Data provided –
# # #

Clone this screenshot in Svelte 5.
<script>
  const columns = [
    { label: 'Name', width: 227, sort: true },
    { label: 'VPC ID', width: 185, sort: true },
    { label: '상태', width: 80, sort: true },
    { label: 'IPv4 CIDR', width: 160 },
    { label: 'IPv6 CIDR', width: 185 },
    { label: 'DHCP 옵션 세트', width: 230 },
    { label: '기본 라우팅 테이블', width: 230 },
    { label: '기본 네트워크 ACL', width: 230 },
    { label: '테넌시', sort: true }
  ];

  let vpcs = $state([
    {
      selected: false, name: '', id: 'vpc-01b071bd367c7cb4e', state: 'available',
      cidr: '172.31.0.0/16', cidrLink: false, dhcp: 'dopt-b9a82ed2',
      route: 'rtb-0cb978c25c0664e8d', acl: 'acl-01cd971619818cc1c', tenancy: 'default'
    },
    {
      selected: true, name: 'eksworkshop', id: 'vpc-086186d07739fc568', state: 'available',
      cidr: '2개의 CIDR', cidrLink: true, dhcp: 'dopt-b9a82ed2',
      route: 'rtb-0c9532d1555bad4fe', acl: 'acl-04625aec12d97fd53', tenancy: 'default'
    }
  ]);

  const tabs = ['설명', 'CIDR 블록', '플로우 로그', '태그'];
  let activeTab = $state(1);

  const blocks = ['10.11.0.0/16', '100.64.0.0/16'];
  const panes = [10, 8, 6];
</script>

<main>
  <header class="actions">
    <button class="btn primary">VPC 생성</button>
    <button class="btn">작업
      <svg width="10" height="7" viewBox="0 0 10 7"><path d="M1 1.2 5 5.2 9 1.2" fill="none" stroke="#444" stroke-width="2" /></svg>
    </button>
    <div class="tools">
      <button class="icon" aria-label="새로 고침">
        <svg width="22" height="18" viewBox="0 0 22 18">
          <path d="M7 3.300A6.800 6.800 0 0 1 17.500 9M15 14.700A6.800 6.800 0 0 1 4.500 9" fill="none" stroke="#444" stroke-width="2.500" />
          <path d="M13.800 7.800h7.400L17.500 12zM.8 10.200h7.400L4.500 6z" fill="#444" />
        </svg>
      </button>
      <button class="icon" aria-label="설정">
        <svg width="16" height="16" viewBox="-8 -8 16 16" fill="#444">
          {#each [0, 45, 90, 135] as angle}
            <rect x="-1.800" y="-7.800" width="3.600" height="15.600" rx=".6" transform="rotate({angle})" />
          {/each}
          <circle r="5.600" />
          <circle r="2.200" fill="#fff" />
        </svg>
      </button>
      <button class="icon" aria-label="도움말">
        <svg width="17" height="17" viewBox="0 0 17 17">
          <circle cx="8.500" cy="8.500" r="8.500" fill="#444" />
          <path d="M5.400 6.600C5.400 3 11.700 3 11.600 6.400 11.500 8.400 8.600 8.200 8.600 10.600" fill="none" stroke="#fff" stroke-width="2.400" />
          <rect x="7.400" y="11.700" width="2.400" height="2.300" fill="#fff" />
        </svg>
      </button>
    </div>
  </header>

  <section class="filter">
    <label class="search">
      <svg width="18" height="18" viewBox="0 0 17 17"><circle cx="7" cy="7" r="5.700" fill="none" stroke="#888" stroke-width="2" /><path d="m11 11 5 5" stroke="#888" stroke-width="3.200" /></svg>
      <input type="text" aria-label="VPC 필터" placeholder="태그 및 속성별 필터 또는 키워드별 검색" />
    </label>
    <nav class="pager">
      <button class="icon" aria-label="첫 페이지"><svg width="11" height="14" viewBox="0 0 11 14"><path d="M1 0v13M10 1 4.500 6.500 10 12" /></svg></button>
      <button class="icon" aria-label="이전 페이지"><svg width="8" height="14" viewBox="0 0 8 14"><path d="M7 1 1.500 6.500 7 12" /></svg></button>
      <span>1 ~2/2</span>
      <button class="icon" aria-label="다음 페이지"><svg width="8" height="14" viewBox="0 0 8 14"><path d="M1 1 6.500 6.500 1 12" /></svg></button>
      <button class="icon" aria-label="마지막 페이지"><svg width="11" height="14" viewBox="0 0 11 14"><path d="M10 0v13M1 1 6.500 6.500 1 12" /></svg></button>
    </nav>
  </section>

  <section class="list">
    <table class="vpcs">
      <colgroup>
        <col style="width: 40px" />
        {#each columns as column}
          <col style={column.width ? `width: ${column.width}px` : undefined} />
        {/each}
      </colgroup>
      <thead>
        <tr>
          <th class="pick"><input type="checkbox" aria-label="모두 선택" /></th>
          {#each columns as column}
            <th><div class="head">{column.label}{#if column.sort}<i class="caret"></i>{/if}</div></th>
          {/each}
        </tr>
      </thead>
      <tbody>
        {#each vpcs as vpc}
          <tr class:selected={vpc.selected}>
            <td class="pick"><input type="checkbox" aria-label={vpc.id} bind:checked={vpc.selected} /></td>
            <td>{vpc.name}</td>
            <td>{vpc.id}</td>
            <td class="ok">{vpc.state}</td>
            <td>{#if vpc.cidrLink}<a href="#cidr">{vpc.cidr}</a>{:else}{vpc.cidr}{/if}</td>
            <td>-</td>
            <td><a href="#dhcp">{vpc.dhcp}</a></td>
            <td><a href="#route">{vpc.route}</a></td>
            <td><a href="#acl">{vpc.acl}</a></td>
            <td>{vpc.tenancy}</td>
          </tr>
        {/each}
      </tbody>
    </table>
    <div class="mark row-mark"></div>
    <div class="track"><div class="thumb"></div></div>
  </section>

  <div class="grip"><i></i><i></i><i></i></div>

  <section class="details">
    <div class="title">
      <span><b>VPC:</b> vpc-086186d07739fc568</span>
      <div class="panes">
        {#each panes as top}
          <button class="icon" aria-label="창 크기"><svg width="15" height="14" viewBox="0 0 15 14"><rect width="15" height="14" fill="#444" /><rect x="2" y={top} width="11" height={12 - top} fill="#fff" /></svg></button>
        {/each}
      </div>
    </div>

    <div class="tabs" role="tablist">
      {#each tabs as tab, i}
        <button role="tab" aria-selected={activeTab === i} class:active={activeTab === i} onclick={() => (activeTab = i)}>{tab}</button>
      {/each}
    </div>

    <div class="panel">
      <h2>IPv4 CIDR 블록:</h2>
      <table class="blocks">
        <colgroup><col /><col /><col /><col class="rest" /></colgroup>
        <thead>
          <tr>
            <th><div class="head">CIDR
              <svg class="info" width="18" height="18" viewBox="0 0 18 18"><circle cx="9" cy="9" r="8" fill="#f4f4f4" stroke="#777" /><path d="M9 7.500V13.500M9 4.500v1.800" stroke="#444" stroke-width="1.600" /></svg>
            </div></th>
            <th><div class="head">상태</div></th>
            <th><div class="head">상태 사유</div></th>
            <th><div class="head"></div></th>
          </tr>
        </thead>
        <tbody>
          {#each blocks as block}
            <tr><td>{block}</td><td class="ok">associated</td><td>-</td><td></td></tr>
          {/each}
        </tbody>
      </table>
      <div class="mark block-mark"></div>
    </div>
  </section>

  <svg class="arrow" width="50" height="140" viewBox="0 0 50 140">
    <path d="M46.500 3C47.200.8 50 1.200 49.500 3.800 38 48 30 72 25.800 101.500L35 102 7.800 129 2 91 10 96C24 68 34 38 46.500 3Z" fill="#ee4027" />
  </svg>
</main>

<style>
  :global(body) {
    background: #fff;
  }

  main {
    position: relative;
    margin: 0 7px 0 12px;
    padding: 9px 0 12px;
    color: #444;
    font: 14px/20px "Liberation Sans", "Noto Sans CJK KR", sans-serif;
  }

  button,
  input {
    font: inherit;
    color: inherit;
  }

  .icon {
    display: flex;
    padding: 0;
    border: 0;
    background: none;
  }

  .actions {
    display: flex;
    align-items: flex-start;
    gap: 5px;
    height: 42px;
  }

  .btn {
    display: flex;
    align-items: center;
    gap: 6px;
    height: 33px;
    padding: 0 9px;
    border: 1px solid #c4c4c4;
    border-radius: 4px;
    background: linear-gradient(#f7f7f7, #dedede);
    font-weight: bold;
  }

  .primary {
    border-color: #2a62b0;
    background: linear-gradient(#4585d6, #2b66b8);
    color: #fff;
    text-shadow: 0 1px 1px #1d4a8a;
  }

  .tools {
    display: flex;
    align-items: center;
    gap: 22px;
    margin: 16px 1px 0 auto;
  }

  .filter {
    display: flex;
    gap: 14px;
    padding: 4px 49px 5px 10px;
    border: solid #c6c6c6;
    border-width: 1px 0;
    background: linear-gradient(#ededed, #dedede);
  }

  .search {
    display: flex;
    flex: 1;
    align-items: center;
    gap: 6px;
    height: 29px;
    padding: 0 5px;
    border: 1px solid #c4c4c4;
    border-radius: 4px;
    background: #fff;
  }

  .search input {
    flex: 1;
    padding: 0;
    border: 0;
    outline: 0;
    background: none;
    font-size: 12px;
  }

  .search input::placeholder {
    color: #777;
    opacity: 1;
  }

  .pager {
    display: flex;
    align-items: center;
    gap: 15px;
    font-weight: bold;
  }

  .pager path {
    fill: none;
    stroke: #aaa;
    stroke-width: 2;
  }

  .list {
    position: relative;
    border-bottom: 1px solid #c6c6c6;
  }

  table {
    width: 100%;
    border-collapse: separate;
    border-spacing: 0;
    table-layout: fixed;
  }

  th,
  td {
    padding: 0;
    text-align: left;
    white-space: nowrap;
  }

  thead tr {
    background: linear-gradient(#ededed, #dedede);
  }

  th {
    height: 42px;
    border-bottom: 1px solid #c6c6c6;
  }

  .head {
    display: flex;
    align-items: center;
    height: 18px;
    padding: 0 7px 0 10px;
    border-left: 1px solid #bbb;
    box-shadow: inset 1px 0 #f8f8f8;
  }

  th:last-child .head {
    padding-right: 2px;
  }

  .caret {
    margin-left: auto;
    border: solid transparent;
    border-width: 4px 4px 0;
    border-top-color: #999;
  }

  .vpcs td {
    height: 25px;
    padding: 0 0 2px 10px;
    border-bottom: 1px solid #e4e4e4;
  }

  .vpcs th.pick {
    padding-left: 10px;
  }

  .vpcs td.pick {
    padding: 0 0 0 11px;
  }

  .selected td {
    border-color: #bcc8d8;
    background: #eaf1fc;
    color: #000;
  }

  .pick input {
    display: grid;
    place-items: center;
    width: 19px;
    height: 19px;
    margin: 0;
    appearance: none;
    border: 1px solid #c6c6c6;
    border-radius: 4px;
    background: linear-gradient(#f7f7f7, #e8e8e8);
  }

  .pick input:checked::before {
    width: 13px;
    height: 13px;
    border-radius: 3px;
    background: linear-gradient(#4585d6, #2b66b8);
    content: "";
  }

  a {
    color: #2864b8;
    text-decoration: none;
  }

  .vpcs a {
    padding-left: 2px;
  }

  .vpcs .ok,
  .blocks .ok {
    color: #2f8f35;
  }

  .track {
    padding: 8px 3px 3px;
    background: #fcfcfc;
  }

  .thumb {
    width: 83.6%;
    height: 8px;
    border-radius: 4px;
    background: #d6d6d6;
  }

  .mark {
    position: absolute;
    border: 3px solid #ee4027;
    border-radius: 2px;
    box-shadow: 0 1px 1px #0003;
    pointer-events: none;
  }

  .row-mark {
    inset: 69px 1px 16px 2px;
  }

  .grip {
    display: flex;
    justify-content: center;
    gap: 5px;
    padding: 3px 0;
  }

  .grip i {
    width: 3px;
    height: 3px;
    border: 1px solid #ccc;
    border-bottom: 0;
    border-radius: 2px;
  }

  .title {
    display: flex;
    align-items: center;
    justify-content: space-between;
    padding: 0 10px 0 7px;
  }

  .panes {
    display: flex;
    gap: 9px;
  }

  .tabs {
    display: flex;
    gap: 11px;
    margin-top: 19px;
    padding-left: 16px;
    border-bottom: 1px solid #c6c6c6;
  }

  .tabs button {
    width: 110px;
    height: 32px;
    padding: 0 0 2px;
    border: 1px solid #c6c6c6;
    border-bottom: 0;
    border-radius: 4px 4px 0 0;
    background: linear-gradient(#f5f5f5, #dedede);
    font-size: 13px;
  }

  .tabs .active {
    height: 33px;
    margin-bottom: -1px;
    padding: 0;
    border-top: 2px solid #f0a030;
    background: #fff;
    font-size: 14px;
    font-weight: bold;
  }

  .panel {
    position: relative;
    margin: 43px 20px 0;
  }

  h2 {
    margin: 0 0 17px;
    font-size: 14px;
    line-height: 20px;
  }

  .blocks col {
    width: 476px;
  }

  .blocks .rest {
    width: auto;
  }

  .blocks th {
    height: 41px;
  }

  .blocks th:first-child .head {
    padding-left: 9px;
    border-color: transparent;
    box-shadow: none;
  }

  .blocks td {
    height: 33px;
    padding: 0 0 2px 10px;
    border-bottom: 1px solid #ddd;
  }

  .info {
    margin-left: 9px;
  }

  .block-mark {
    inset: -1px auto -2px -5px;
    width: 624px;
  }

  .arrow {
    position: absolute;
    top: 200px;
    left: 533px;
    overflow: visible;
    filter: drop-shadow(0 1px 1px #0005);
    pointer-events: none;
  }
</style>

# # #

Goal – Write out the listing's lines exactly, from its first line through the line that contains "let activeTab = $state(1);", and stop there.

Correct answer –
Clone this screenshot in Svelte 5.
<script>
  const columns = [
    { label: 'Name', width: 227, sort: true },
    { label: 'VPC ID', width: 185, sort: true },
    { label: '상태', width: 80, sort: true },
    { label: 'IPv4 CIDR', width: 160 },
    { label: 'IPv6 CIDR', width: 185 },
    { label: 'DHCP 옵션 세트', width: 230 },
    { label: '기본 라우팅 테이블', width: 230 },
    { label: '기본 네트워크 ACL', width: 230 },
    { label: '테넌시', sort: true }
  ];

  let vpcs = $state([
    {
      selected: false, name: '', id: 'vpc-01b071bd367c7cb4e', state: 'available',
      cidr: '172.31.0.0/16', cidrLink: false, dhcp: 'dopt-b9a82ed2',
      route: 'rtb-0cb978c25c0664e8d', acl: 'acl-01cd971619818cc1c', tenancy: 'default'
    },
    {
      selected: true, name: 'eksworkshop', id: 'vpc-086186d07739fc568', state: 'available',
      cidr: '2개의 CIDR', cidrLink: true, dhcp: 'dopt-b9a82ed2',
      route: 'rtb-0c9532d1555bad4fe', acl: 'acl-04625aec12d97fd53', tenancy: 'default'
    }
  ]);

  const tabs = ['설명', 'CIDR 블록', '플로우 로그', '태그'];
  let activeTab = $state(1);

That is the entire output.